We will commence our tour with a walk of the old village, which has two medieval quarters near the sanctuary. The monastery is an outstanding repository of four centuries of Spanish religious architecture. It symbolizes two significant events in world history that occurred in 1492: the Reconquest of the Iberian Peninsula by the Catholic Kings and Christopher Columbus’ arrival in the Americas.
Various legends, mingled with a bit of questionable historical information, tell the story of the Black Virgin of Guadalupe in Spain. According to one legend, the statue was carved during the 1st century by St. Luke and buried with him in Asia Minor. Later transferred with St. Luke’s relics to Constantinople in the 4th century, the statue became known as a miraculous healing icon.
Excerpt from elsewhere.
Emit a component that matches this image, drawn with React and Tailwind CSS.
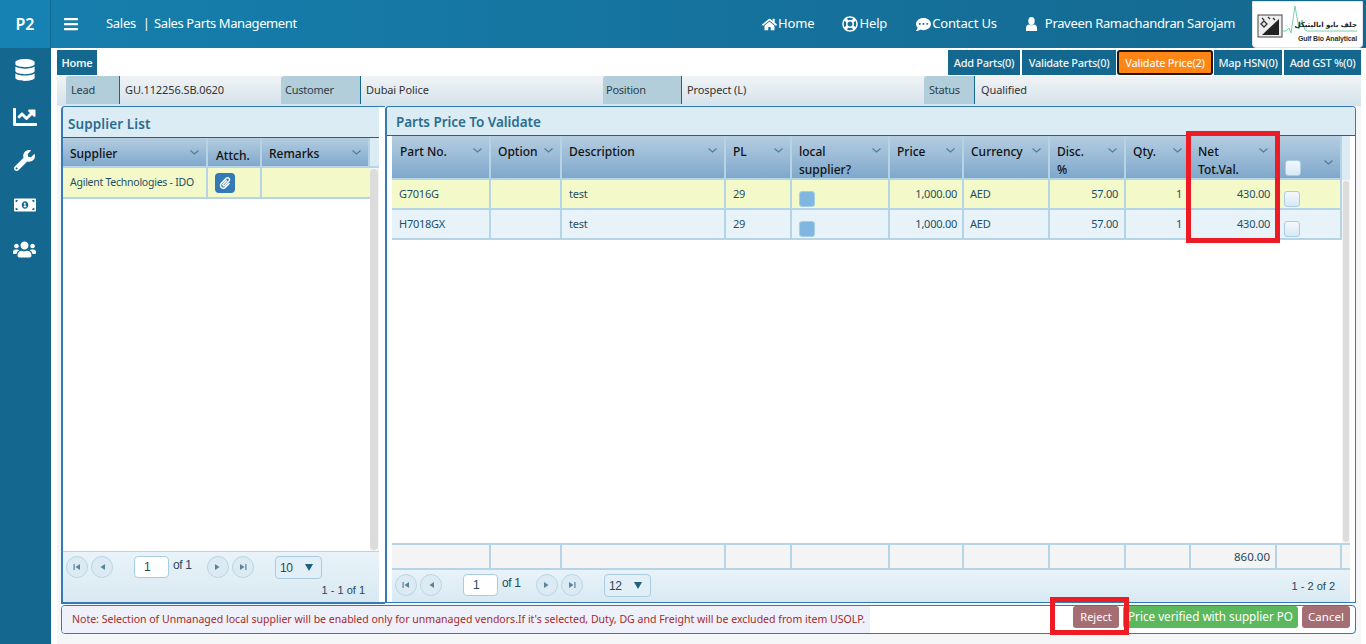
import React from "react";
import { FaDatabase, FaChartLine, FaWrench, FaMoneyBillAlt, FaUsers, FaHome, FaRegLifeRing, FaCommentDots, FaBars, FaPaperclip } from "react-icons/fa";

const Caret = ({ className = "" }) => (
  <svg width="9" height="5" viewBox="0 0 9 5" className={`shrink-0 ${className}`}>
    <path d="M0.5 0.5l4 3.5 4-3.5" fill="none" stroke="#4f7f9c" strokeWidth="1.2" />
  </svg>
);

const Head = ({ children, className = "" }) => (
  <div className={`flex h-full min-w-0 border-r-2 border-[#b5d5e6] pl-[7px] pr-[7px] pt-[7px] text-[12px] font-medium leading-[18px] text-[#111] ${className}`}>
    <div className="flex-1">{children}</div>
    <Caret className="mt-[5px]" />
  </div>
);

const Cell = ({ children, right, className = "" }) => (
  <div className={`flex h-full min-w-0 items-center whitespace-nowrap border-r-2 border-[#b5d5e6] px-[6px] text-[11px] tracking-[-0.25px] text-[#1f4f66] ${right ? "justify-end" : ""} ${className}`}>
    {children}
  </div>
);

const Box = ({ filled }) => (
  <span className={`ml-px mt-[10px] block h-[16px] w-[16px] rounded-[3px] border border-[#a9cde4] ${filled ? "bg-[#7fb7e0]" : "bg-gradient-to-b from-[#f4f8fc] to-[#d8e8f5]"}`} />
);

const cols = "grid-cols-[99px_71px_164px_66px_98px_74px_86px_76px_65px_86px_65px]";

const PRow = ({ bg, part }) => (
  <div className={`grid h-[30px] w-[950px] ${cols} border-b-2 border-[#b5d5e6] ${bg}`}>
    <Cell className="!pl-[7px]">{part}</Cell>
    <Cell />
    <Cell className="!pl-[7px]">test</Cell>
    <Cell className="!pl-[7px]">29</Cell>
    <Cell><Box filled /></Cell>
    <Cell right className="!pr-[5px]">1,000.00</Cell>
    <Cell>AED</Cell>
    <Cell right>57.00</Cell>
    <Cell right className="!pr-[7px]">1</Cell>
    <Cell right className="!pr-[5px]">430.00</Cell>
    <Cell><Box /></Cell>
  </div>
);

const PagerBtn = ({ bar, flip }) => (
  <span className="flex h-[22px] w-[22px] items-center justify-center rounded-full border border-[#b7d6e6] bg-[#dcebf3]">
    <svg width="8" height="8" viewBox="0 0 8 8" className={flip ? "rotate-180" : ""}>
      {bar && <rect x="0.5" y="1" width="1.2" height="6" fill="#5c8499" />}
      <path d="M7 1v6L2.5 4z" fill="#5c8499" />
    </svg>
  </span>
);

const Pager = ({ size }) => (
  <div className="flex items-start pl-[3px] pt-[4px] text-[11px] text-[#24485c] [font-family:'Liberation_Sans',sans-serif]">
    <div className="flex gap-[3px]"><PagerBtn bar /><PagerBtn /></div>
    <div className="ml-[21px] flex h-[22px] w-[35px] items-center rounded-[4px] border border-[#a9cde0] bg-white pl-[9px] text-[12px]">1</div>
    <span className="ml-[4px] mt-[0px] w-[18px] whitespace-nowrap text-[12px] tracking-[-0.4px]">of 1</span>
    <div className="ml-[16px] flex gap-[3px]"><PagerBtn flip /><PagerBtn bar flip /></div>
    <div className="ml-[21px] flex h-[23px] w-[47px] items-center justify-between rounded-[4px] border border-[#a9cde0] bg-[#e2eff6] pl-[4px] pr-[8px] text-[12px] tracking-[-0.5px]">
      {size}
      <svg width="8" height="7" viewBox="0 0 8 7"><path d="M0 0h8L4 7z" fill="#1f5f7f" /></svg>
    </div>
  </div>
);

const Logo = () => (
  <div className="h-[47px] w-[111px] rounded-b-[4px] border border-[#dfe5e8] bg-white">
    <svg width="109" height="45" viewBox="0 0 109 45">
      <rect x="5" y="13" width="24" height="22" fill="#eee" stroke="#444" strokeWidth="1" />
      <path d="M9 33L26 17v16z" fill="#222" />
      <path d="M8 22l3-3 3 3-3 3zM9 16l2 2M15 15l2 2M20 16l2 2" stroke="#333" strokeWidth="1.3" fill="none" />
      <path d="M29 29h4l3-3 2 5 4-27 4 23 3-9 3 10 2 1h50" stroke="#55c59a" strokeWidth="0.8" fill="none" />
      <text x="104" y="25" textAnchor="end" fontSize="7" fontWeight="700" fill="#222" fontFamily="'DejaVu Sans',sans-serif">جلف بايو اناليتيكل</text>
      <text x="104" y="39" textAnchor="end" fontSize="7" fontWeight="700" fill="#333" letterSpacing="-0.15" fontFamily="'Liberation Sans',sans-serif">Gulf Bio Analytical</text>
    </svg>
  </div>
);

const TopLink = ({ icon, children, className = "" }) => (
  <span className={`flex items-center gap-[1px] text-[13px] tracking-[-0.15px] text-white ${className}`}>{icon}{children}</span>
);

const Tab = ({ children, active, className = "" }) => (
  <div className={`flex h-[25px] items-center justify-center whitespace-nowrap pt-px text-[11px] font-medium tracking-[-0.3px] text-[#eef5f8] ${active ? "rounded-[3px] border-2 border-[#1a1a1a] bg-[#ff8515]" : "bg-[#14678f]"} ${className}`}>{children}</div>
);

const Label = ({ children, className = "" }) => (
  <div className={`flex h-full items-center rounded-tl-[3px] border-r border-[#14678f] bg-[#b3cedb] pl-[5px] text-[11px] tracking-[-0.25px] text-[#2a3f4b] ${className}`}>{children}</div>
);
const Value = ({ children, className = "" }) => (
  <div className={`flex h-full items-center pl-[5px] text-[11px] tracking-[-0.1px] text-[#333] ${className}`}>{children}</div>
);

export default function App() {
  return (
    <div className="relative flex h-[644px] w-[1366px] flex-col overflow-hidden bg-white [font-family:'Noto_Sans',sans-serif]">
      {/* top bar */}
      <header className="flex h-[48px] shrink-0 items-center bg-gradient-to-r from-[#167fae] to-[#14688f]">
        <div className="flex h-full w-[51px] items-center justify-center border-r border-[#14678f] bg-[#1681b3] text-[16px] font-semibold text-white">P2</div>
        <FaBars className="ml-[12px] text-[16px] text-white" />
        <span className="ml-[27px] text-[13px] tracking-[-0.3px] text-white">Sales</span>
        <span className="ml-[7px] text-[13px] text-white">|</span>
        <span className="ml-[4px] text-[13px] tracking-[-0.4px] text-white">Sales Parts Management</span>
        <div className="flex-1" />
        <TopLink icon={<FaHome className="text-[15px]" />}>Home</TopLink>
        <TopLink className="ml-[28px]" icon={<FaRegLifeRing className="text-[16px]" />}>Help</TopLink>
        <TopLink className="ml-[29px]" icon={<FaCommentDots className="text-[15px]" />}>Contact Us</TopLink>
        <svg width="11" height="14" viewBox="0 0 11 14" className="ml-[29px] shrink-0">
          <ellipse cx="5.5" cy="4" rx="3.2" ry="4" fill="#fff" />
          <path d="M0 14v-3c0-2 1.5-3.5 3-3.5 1 1 4 1 5 0 1.5 0 3 1.500 3 3.500v3z" fill="#fff" />
        </svg>
        <span className="ml-[8px] text-[13px] tracking-[-0.33px] text-white">Praveen Ramachandran Sarojam</span>
        <div className="ml-[17px] mr-[3px]"><Logo /></div>
      </header>

      <div className="flex min-h-0 flex-1">
        {/* sidebar */}
        <aside className="flex w-[51px] shrink-0 flex-col items-center bg-[#14678f] pr-[2px] pt-[11px] text-white">
          <FaDatabase className="text-[22px]" />
          <FaChartLine className="mt-[24px] text-[24px]" />
          <FaWrench className="mt-[21px] text-[21px]" />
          <FaMoneyBillAlt className="mt-[23px] text-[22px]" />
          <FaUsers className="mt-[22px] text-[23px]" />
        </aside>

        <main className="flex min-w-0 flex-1 flex-col pl-[6px] pr-[5px]">
          {/* tabs */}
          <div className="flex h-[28px] shrink-0 items-end justify-between pb-[1px]">
            <Tab className="w-[40px] font-semibold">Home</Tab>
            <div className="flex">
              <Tab className="w-[72px]">Add Parts(0)</Tab>
              <Tab className="ml-[2px] w-[94px]">Validate Parts(0)</Tab>
              <Tab active className="ml-[1px] w-[96px]">Validate Price(2)</Tab>
              <Tab className="ml-[1px] w-[68px]">Map HSN(0)</Tab>
              <Tab className="ml-[2px] w-[77px]">Add GST %(0)</Tab>
            </div>
          </div>

          {/* info bar */}
          <div className="flex h-[30px] shrink-0 items-stretch bg-gradient-to-b from-[#f0f3f5] to-[#d4e3ec] pb-[2px] pl-[9px]">
            <Label className="w-[54px]">Lead</Label>
            <Value className="w-[161px]">GU.112256.SB.0620</Value>
            <Label className="w-[80px] !pl-[4px]">Customer</Label>
            <Value className="w-[242px]">Dubai Police</Value>
            <Label className="w-[79px] !pl-[3px]">Position</Label>
            <Value className="w-[242px]">Prospect (L)</Value>
            <Label className="w-[51px]">Status</Label>
            <Value className="!pl-[6px]">Qualified</Value>
          </div>

          {/* panels */}
          <div className="flex h-[498px] shrink-0 items-start bg-[#f5f6f7] pl-[4px] pr-[5px]">
            {/* supplier */}
            <section className="flex h-[498px] w-[324px] shrink-0 flex-col overflow-hidden rounded-tl-[4px] border-b-2 border-l-2 border-t border-[#337ab7] bg-white pr-[6px]">
              <div className="flex h-[31px] shrink-0 items-center border-b border-[#14678f] bg-[#dbecf4] pl-[5px] pt-[4px] text-[13.5px] font-semibold tracking-[0.1px] text-[#2b6c8f]">Supplier List</div>
              <div className="grid h-[30px] shrink-0 grid-cols-[145px_54px_108px_1fr] border-b-2 border-[#b5d5e6] bg-gradient-to-b from-[#b5cde0] to-[#7fa8cc]">
                <Head>Supplier</Head>
                <div className="h-full border-r-2 border-[#b5d5e6] pl-[8px] pt-[9px] text-[12px] font-medium leading-[18px] text-[#111]">Attch.</div>
                <Head>Remarks</Head>
                <div className="bg-[#dbecf4]" />
              </div>
              <div className="flex min-h-0 flex-1">
                <div className="w-[307px]">
                  <div className="grid h-[31px] grid-cols-[145px_54px_1fr] border-b-2 border-[#b5d5e6] bg-[#f4f9c9]">
                    <Cell className="!pl-[7px] !text-[10.5px] !tracking-[-0.25px]">Agilent Technologies - IDO</Cell>
                    <Cell className="!pl-[7px]">
                      <span className="flex h-[20px] w-[20px] items-center justify-center rounded-[4px] bg-[#337ab7] text-white"><FaPaperclip className="text-[12px]" /></span>
                    </Cell>
                    <div />
                  </div>
                </div>
                <div className="w-[9px] shrink-0 bg-[#f5f5f5] py-px pl-0 pr-[1px]"><div className="h-full w-full rounded-full bg-[#dcdcdc]" /></div>
              </div>
              <div className="h-[51px] shrink-0 border-t border-[#b5d5e6] bg-gradient-to-b from-[#e9f3f9] to-[#d9e9f2]">
                <Pager size="10" />
                <div className="mt-[3px] pr-[14px] text-right text-[11px] text-[#24485c] [font-family:'Liberation_Sans',sans-serif]">1 - 1 of 1</div>
              </div>
            </section>

            {/* parts */}
            <section className="flex h-[497px] min-w-0 flex-1 flex-col overflow-hidden rounded-t-[4px] border border-l-2 border-[#337ab7] bg-white pl-[5px] pr-[5px]">
              <div className="-ml-[5px] -mr-[5px] flex h-[29px] shrink-0 items-center border-b border-[#14678f] bg-[#dbecf4] pl-[9px] pt-[2px] text-[13.5px] font-semibold tracking-[-0.05px] text-[#2b6c8f]">Parts Price To Validate</div>
              <div className="flex h-[44px] shrink-0">
                <div className={`grid w-[950px] ${cols} border-b-2 border-[#b5d5e6] bg-gradient-to-b from-[#b5cde0] to-[#7fa8cc]`}>
                  <Head className="!pl-[8px]">Part No.</Head>
                  <Head>Option</Head>
                  <Head>Description</Head>
                  <Head>PL</Head>
                  <Head>local<br />supplier?</Head>
                  <Head>Price</Head>
                  <Head>Currency</Head>
                  <Head>Disc.<br />%</Head>
                  <Head>Qty.</Head>
                  <Head>Net<br />Tot.Val.</Head>
                  <div className="flex items-start justify-between border-r-2 border-[#b5d5e6] pl-[7px] pr-[7px] pt-[14px]"><Box /><Caret className="mt-[10px]" /></div>
                </div>
                <div className="flex-1 bg-[#dbecf4]" />
              </div>
              <div className="flex min-h-0 flex-1">
                <div className="w-[950px]">
                  <PRow bg="bg-[#f4f9c9]" part="G7016G" />
                  <PRow bg="bg-[#e8f2f9]" part="H7018GX" />
                </div>
                <div className="flex-1 bg-[#f5f5f5] px-px py-px"><div className="h-full w-full rounded-full bg-[#dcdcdc]" /></div>
              </div>
              <div className="h-[27px] shrink-0 border-y-2 border-[#b5d5e6] bg-[#f4f4f4]">
                <div className={`grid h-full w-[950px] ${cols}`}>
                  <Cell /><Cell /><Cell /><Cell /><Cell /><Cell /><Cell /><Cell /><Cell />
                  <Cell right className="!pr-[5px] !text-[11.5px] !tracking-normal !text-[#24485c]">860.00</Cell>
                  <Cell />
                </div>
              </div>
              <div className="flex h-[32px] shrink-0 justify-between bg-gradient-to-b from-[#e9f3f9] to-[#d9e9f2]">
                <Pager size="12" />
                <div className="pr-[15px] pt-[8px] text-[11px] text-[#24485c] [font-family:'Liberation_Sans',sans-serif]">1 - 2 of 2</div>
              </div>
            </section>
          </div>

          {/* bottom */}
          <div className="flex h-[40px] shrink-0 bg-[#f5f6f7] pb-[10px] pl-[4px] pr-[5px] pt-[1px]">
            <div className="flex h-[29px] flex-1 overflow-hidden rounded-[4px] border border-[#337ab7] bg-white">
              <div className="flex h-full w-[808px] items-center bg-[#eef1fa] pl-[10px] text-[10.54px] text-[#a52a2a]">
                Note: Selection of Unmanaged local supplier will be enabled only for unmanaged vendors.If it's selected, Duty, DG and Freight will be excluded from item USOLP.
              </div>
              <div className="flex flex-1 items-start justify-end gap-[4px] pr-[5px]">
                <button className="flex h-[22px] w-[46px] items-center justify-center rounded-[3px] bg-[#a46e73] text-[11px] text-white">Reject</button>
                <button className="flex h-[22px] w-[175px] items-center justify-center whitespace-nowrap rounded-[3px] bg-[#5cb85c] text-[11.7px] text-white">Price verified with supplier PO</button>
                <button className="flex h-[22px] w-[48px] items-center justify-center rounded-[3px] bg-[#a46e73] text-[11.5px] text-white">Cancel</button>
              </div>
            </div>
          </div>
        </main>
      </div>

      {/* red annotation rectangles */}
      <div className="pointer-events-none absolute left-[1186px] top-[131px] h-[112px] w-[94px] border-[5px] border-[#ed1c24]" />
      <div className="pointer-events-none absolute left-[1050px] top-[597px] h-[38px] w-[79px] border-[5px] border-[#ed1c24]" />
    </div>
  );
}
Sent to Rome and then Sevilla, Spain in the 6th century, the icon continued to perform miracles until its mysterious disappearance following the Arab invasions of Sevilla in 711 AD. Five centuries later, in 1252, the Virgin Mary is said to have appeared to a peasant living in the Extremadura hills of central Spain, revealing to him the location of the lost icon and directing that a church be erected at the exact site where it was found. By the mid-15th century when the Basilica of Guadalupe had been completed, the Black Virgin had become one of medieval Spain’s most important pilgrimage shrines.
We have teamed up with local experts in Extremadura to give you a very flexible and knowledgeable spiritual tour of this monastery. We will have ample time to go over the history of the monastery, the legends surrounding and of course the legendary statue of the Virgin in the heart of the monastery.
Travel by train with early evening arrival in Madrid. Tonight we will enjoy a wonderful Farewell Dinner to celebrate the completion of our Black Madonna Pilgrimage!